Law enforcement officials study the tactics drug dealers use to ship the proceeds from marijuana sales into Oregon and adapt their interdiction tactics to match them.

Court affidavits filed in federal civil forfeiture cases show that the eyes of postal inspectors and the noses of drug-detection dogs are agents' first line of defense.

Affidavits from postal inspectors show that they regularly scan overnight packages looking for some of the tell-tale packaging tactics dealers use.

Court affidavits show that drug dogs, such as Medford Police Department's Kilo, are regularly dispatched to the FedEx depot at the Medford airport to sniff incoming and outgoing packages.

When suspect packages are detected, investigators can seek a search warrant to open them and inspect them for cash. Sometimes investigators will deliver a package to the recipient and ask him or her to open it in their presence, federal affidavits show.

When investigators find large sums of cash they believe to be tied to the drug trade, they amass as much evidence of alleged deception by the shipper and addressee as possible.

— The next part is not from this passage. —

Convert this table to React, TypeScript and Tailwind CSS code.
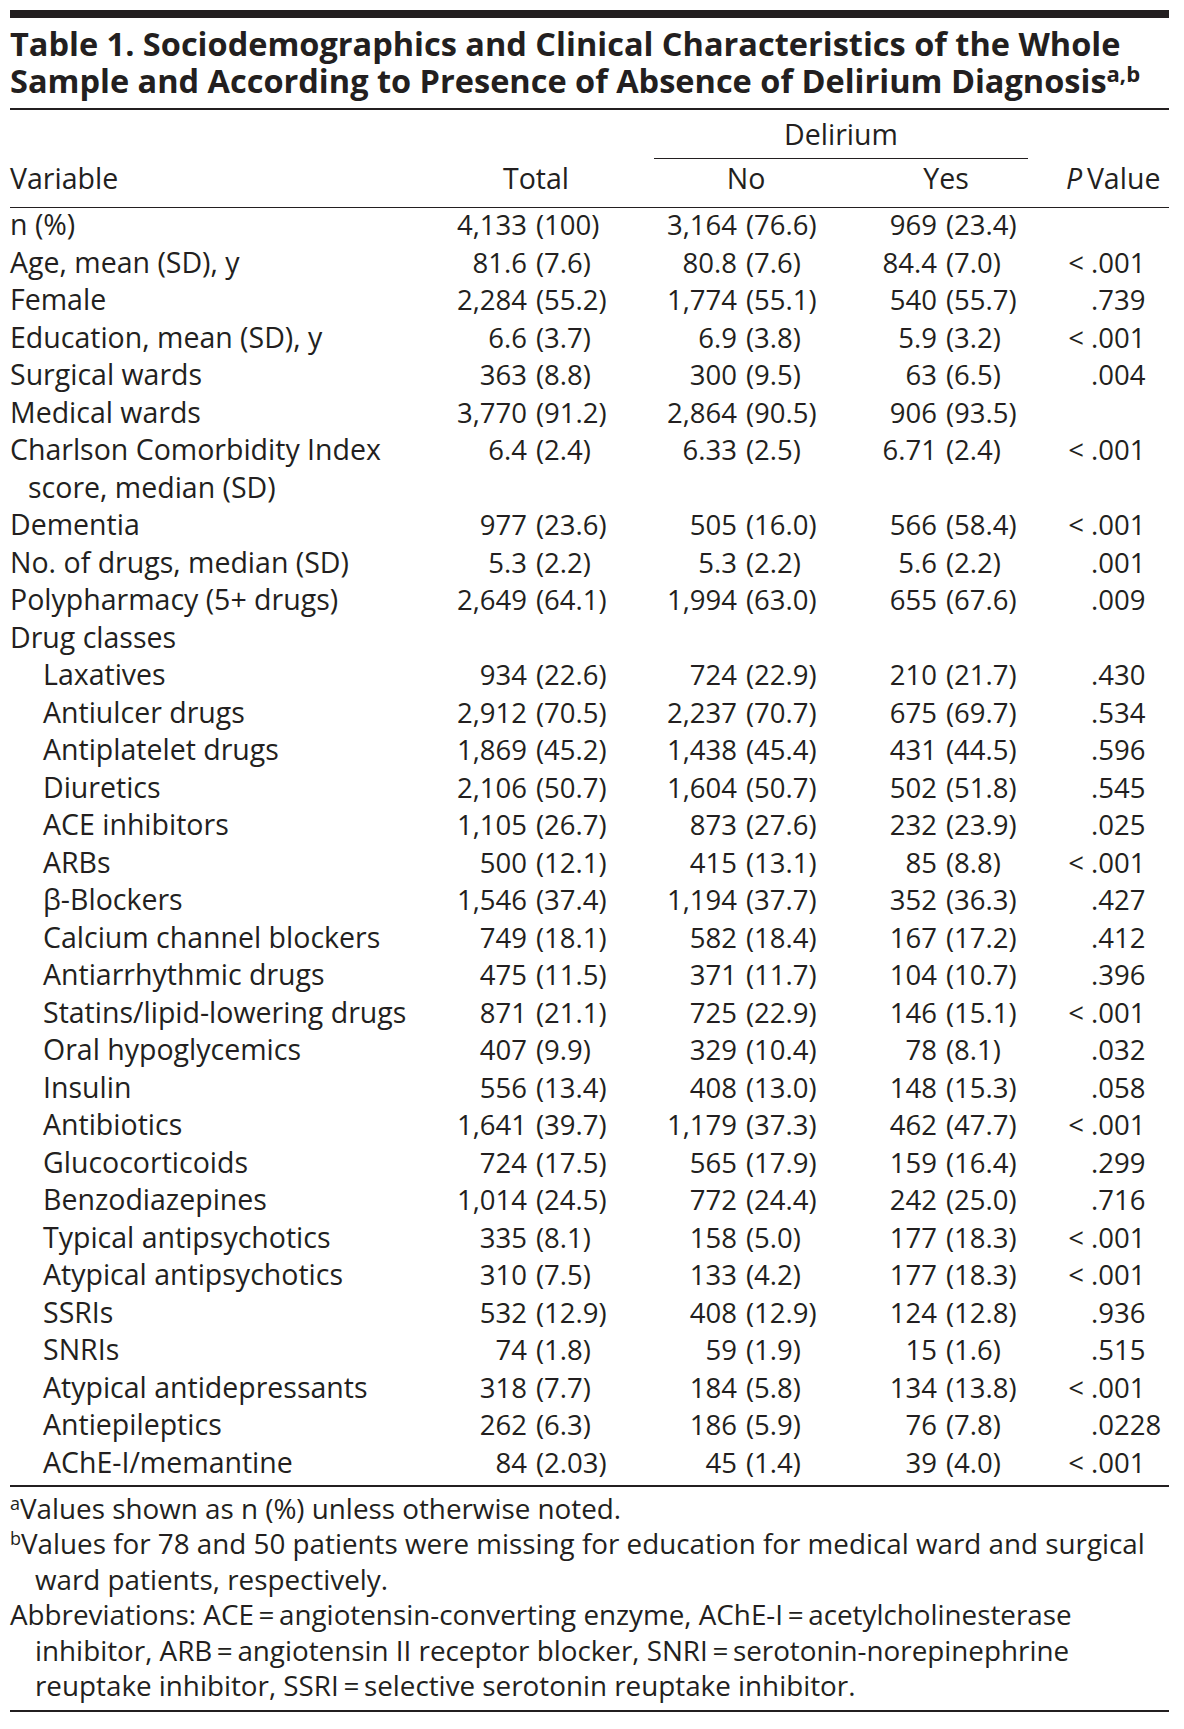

In affidavits, police detail ways the money appears to have been disguised to avoid drug-dog detection. Police check return addresses and telephone numbers for fake entries. They do criminal background checks on the addressees, and often check whether the addressee is a medical-marijuana cardholder, affidavits show.

When addressees are identified, agents routinely ask them to explain how they got the money. Agents then attempt to verify the explanation. If the story doesn't add up, agents spell out the suspected lies in affidavits and note when claimants lack legitimate means to have large amounts of cash coming their way.

In some cases, however, it appears that cash is seized without agents even speaking to the addressees to get their side of the story. When agents seized a package in January that contained $17,980 from an address in New York sent to Donna Dickson in Grants Pass, agents filed a forfeiture claim in U.S. District Court without any mention of having interviewed Dickson.